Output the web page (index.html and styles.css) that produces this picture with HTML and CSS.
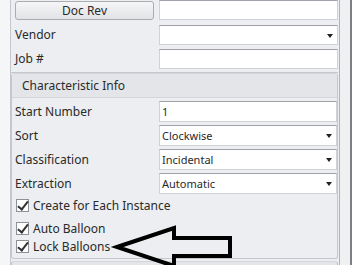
FILE: index.html
```html
<!DOCTYPE html>
<html lang="en">
<head>
    <meta charset="UTF-8">
    <title>Characteristic Info</title>
    <link rel="stylesheet" href="styles.css">
</head>
<body>
    <div class="window">
        <div class="side-left"></div>

        <div class="panel">
            <div class="top">
                <div class="row">
                    <button class="btn">Doc Rev</button>
                    <div class="field"></div>
                </div>
                <div class="row">
                    <span class="label">Vendor</span>
                    <div class="field combo"><span class="drop"></span></div>
                </div>
                <div class="row">
                    <span class="label">Job #</span>
                    <div class="field"></div>
                </div>
            </div>

            <div class="group">
                <div class="group-head">Characteristic Info</div>
                <div class="group-body">
                    <div class="row">
                        <span class="label">Start Number</span>
                        <div class="field">1</div>
                    </div>
                    <div class="row">
                        <span class="label">Sort</span>
                        <div class="field combo">Clockwise<span class="drop"></span></div>
                    </div>
                    <div class="row">
                        <span class="label">Classification</span>
                        <div class="field combo">Incidental<span class="drop"></span></div>
                    </div>
                    <div class="row">
                        <span class="label">Extraction</span>
                        <div class="field combo">Automatic<span class="drop"></span></div>
                    </div>

                    <label class="check first"><span class="box"></span>Create for Each Instance</label>
                    <label class="check"><span class="box"></span>Auto Balloon</label>
                    <label class="check"><span class="box"></span>Lock Balloons</label>
                </div>
            </div>

            <div class="group next"></div>
        </div>

        <div class="side-right"></div>

        <!-- annotation arrow drawn over the form -->
        <svg class="arrow" width="130" height="50" viewBox="0 0 130 50">
            <path d="M15 28 L72 9 L72 19 L128 19 L128 37 L72 37 L72 47 Z"
                  fill="none" stroke="#000" stroke-width="4" stroke-linejoin="miter"/>
        </svg>
    </div>
</body>
</html>
```

FILE: styles.css
```css
* {
    margin: 0;
    padding: 0;
    box-sizing: border-box;
}

body {
    width: 352px;
    height: 265px;
    overflow: hidden;
    font-family: "Noto Sans", "Open Sans", sans-serif;
    font-size: 12px;
    color: #2a2a2a;
    background: #f3f4f6;
}

.window {
    position: relative;
    display: flex;
    height: 265px;
    overflow: hidden;
}

.side-left {
    width: 10px;
    flex: none;
    background: #f5f6f8;
}

.panel {
    width: 330px;
    flex: none;
    background: #eceef1;
    border-left: 1px solid #c4c7cc;
    border-right: 1px solid #b0b4ba;
    padding-right: 1px;
}

.side-right {
    width: 12px;
    flex: none;
    background: #eef0f2;
    border-right: 2px solid #7c7f83;
}

.row {
    display: flex;
    align-items: center;
    height: 24px;
}

.label {
    width: 147px;
    padding-left: 3px;
    flex: none;
}

.field {
    position: relative;
    flex: 1;
    height: 21px;
    background: #fff;
    border: 1px solid #cfd3d9;
    border-top-color: #9fa3a9;
    padding: 2px 2px;
    font-size: 11px;
    line-height: 15px;
}

.combo .drop {
    position: absolute;
    right: 4px;
    top: 8px;
    border-left: 3px solid transparent;
    border-right: 3px solid transparent;
    border-top: 4px solid #222;
}

.top {
    padding-left: 4px;
    height: 73px;
    border-bottom: 1px solid #c4c7cc;
}

.top .row {
    align-items: flex-start;
}

.top .row + .row {
    padding-top: 1px;
}

.top .label {
    width: 144px;
    padding-left: 0;
    padding-top: 1px;
}

.top .field {
    height: 20px;
}

.btn {
    width: 139px;
    height: 19px;
    margin-top: 1px;
    margin-right: 5px;
    flex: none;
    font-family: inherit;
    font-size: 12px;
    color: #2a2a2a;
    border: 1px solid #a9acb1;
    border-radius: 3px;
    background: linear-gradient(#f6f6f7, #e2e3e6);
}

.group {
    border: 1px solid #c4c7cc;
    border-top-color: #d3d6db;
    border-radius: 3px;
    height: 186px;
}

.group-head {
    height: 24px;
    line-height: 23px;
    padding-left: 10px;
    background: #e3e5e9;
    border-bottom: 1px solid #d3d6db;
}

.group-body {
    padding-top: 1px;
}

.check {
    display: flex;
    align-items: center;
    padding-left: 4px;
    height: 18px;
}

.check.first {
    margin-top: 1px;
    margin-bottom: 5px;
}

.box {
    width: 13px;
    height: 13px;
    margin-right: 4px;
    border: 1px solid #8e9297;
    background: #fff;
    position: relative;
}

.box::after {
    content: "";
    position: absolute;
    left: 3px;
    top: -1px;
    width: 4px;
    height: 9px;
    border-right: 2px solid #333;
    border-bottom: 2px solid #333;
    transform: rotate(38deg);
}

.group.next {
    margin-top: 2px;
    height: 20px;
    background: #e3e5e9;
}

.arrow {
    position: absolute;
    left: 102px;
    top: 219px;
    overflow: visible;
}
```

============

**Exercise aim**
Copy the material above in full and exactly, skipping pictures.

**Output for this exercise**
Output the web page (index.html and styles.css) that produces this picture with HTML and CSS.
FILE: index.html
```html
<!DOCTYPE html>
<html lang="en">
<head>
    <meta charset="UTF-8">
    <title>Characteristic Info</title>
    <link rel="stylesheet" href="styles.css">
</head>
<body>
    <div class="window">
        <div class="side-left"></div>

        <div class="panel">
            <div class="top">
                <div class="row">
                    <button class="btn">Doc Rev</button>
                    <div class="field"></div>
                </div>
                <div class="row">
                    <span class="label">Vendor</span>
                    <div class="field combo"><span class="drop"></span></div>
                </div>
                <div class="row">
                    <span class="label">Job #</span>
                    <div class="field"></div>
                </div>
            </div>

            <div class="group">
                <div class="group-head">Characteristic Info</div>
                <div class="group-body">
                    <div class="row">
                        <span class="label">Start Number</span>
                        <div class="field">1</div>
                    </div>
                    <div class="row">
                        <span class="label">Sort</span>
                        <div class="field combo">Clockwise<span class="drop"></span></div>
                    </div>
                    <div class="row">
                        <span class="label">Classification</span>
                        <div class="field combo">Incidental<span class="drop"></span></div>
                    </div>
                    <div class="row">
                        <span class="label">Extraction</span>
                        <div class="field combo">Automatic<span class="drop"></span></div>
                    </div>

                    <label class="check first"><span class="box"></span>Create for Each Instance</label>
                    <label class="check"><span class="box"></span>Auto Balloon</label>
                    <label class="check"><span class="box"></span>Lock Balloons</label>
                </div>
            </div>

            <div class="group next"></div>
        </div>

        <div class="side-right"></div>

        <!-- annotation arrow drawn over the form -->
        <svg class="arrow" width="130" height="50" viewBox="0 0 130 50">
            <path d="M15 28 L72 9 L72 19 L128 19 L128 37 L72 37 L72 47 Z"
                  fill="none" stroke="#000" stroke-width="4" stroke-linejoin="miter"/>
        </svg>
    </div>
</body>
</html>
```

FILE: styles.css
```css
* {
    margin: 0;
    padding: 0;
    box-sizing: border-box;
}

body {
    width: 352px;
    height: 265px;
    overflow: hidden;
    font-family: "Noto Sans", "Open Sans", sans-serif;
    font-size: 12px;
    color: #2a2a2a;
    background: #f3f4f6;
}

.window {
    position: relative;
    display: flex;
    height: 265px;
    overflow: hidden;
}

.side-left {
    width: 10px;
    flex: none;
    background: #f5f6f8;
}

.panel {
    width: 330px;
    flex: none;
    background: #eceef1;
    border-left: 1px solid #c4c7cc;
    border-right: 1px solid #b0b4ba;
    padding-right: 1px;
}

.side-right {
    width: 12px;
    flex: none;
    background: #eef0f2;
    border-right: 2px solid #7c7f83;
}

.row {
    display: flex;
    align-items: center;
    height: 24px;
}

.label {
    width: 147px;
    padding-left: 3px;
    flex: none;
}

.field {
    position: relative;
    flex: 1;
    height: 21px;
    background: #fff;
    border: 1px solid #cfd3d9;
    border-top-color: #9fa3a9;
    padding: 2px 2px;
    font-size: 11px;
    line-height: 15px;
}

.combo .drop {
    position: absolute;
    right: 4px;
    top: 8px;
    border-left: 3px solid transparent;
    border-right: 3px solid transparent;
    border-top: 4px solid #222;
}

.top {
    padding-left: 4px;
    height: 73px;
    border-bottom: 1px solid #c4c7cc;
}

.top .row {
    align-items: flex-start;
}

.top .row + .row {
    padding-top: 1px;
}

.top .label {
    width: 144px;
    padding-left: 0;
    padding-top: 1px;
}

.top .field {
    height: 20px;
}

.btn {
    width: 139px;
    height: 19px;
    margin-top: 1px;
    margin-right: 5px;
    flex: none;
    font-family: inherit;
    font-size: 12px;
    color: #2a2a2a;
    border: 1px solid #a9acb1;
    border-radius: 3px;
    background: linear-gradient(#f6f6f7, #e2e3e6);
}

.group {
    border: 1px solid #c4c7cc;
    border-top-color: #d3d6db;
    border-radius: 3px;
    height: 186px;
}

.group-head {
    height: 24px;
    line-height: 23px;
    padding-left: 10px;
    background: #e3e5e9;
    border-bottom: 1px solid #d3d6db;
}

.group-body {
    padding-top: 1px;
}

.check {
    display: flex;
    align-items: center;
    padding-left: 4px;
    height: 18px;
}

.check.first {
    margin-top: 1px;
    margin-bottom: 5px;
}

.box {
    width: 13px;
    height: 13px;
    margin-right: 4px;
    border: 1px solid #8e9297;
    background: #fff;
    position: relative;
}

.box::after {
    content: "";
    position: absolute;
    left: 3px;
    top: -1px;
    width: 4px;
    height: 9px;
    border-right: 2px solid #333;
    border-bottom: 2px solid #333;
    transform: rotate(38deg);
}

.group.next {
    margin-top: 2px;
    height: 20px;
    background: #e3e5e9;
}

.arrow {
    position: absolute;
    left: 102px;
    top: 219px;
    overflow: visible;
}
```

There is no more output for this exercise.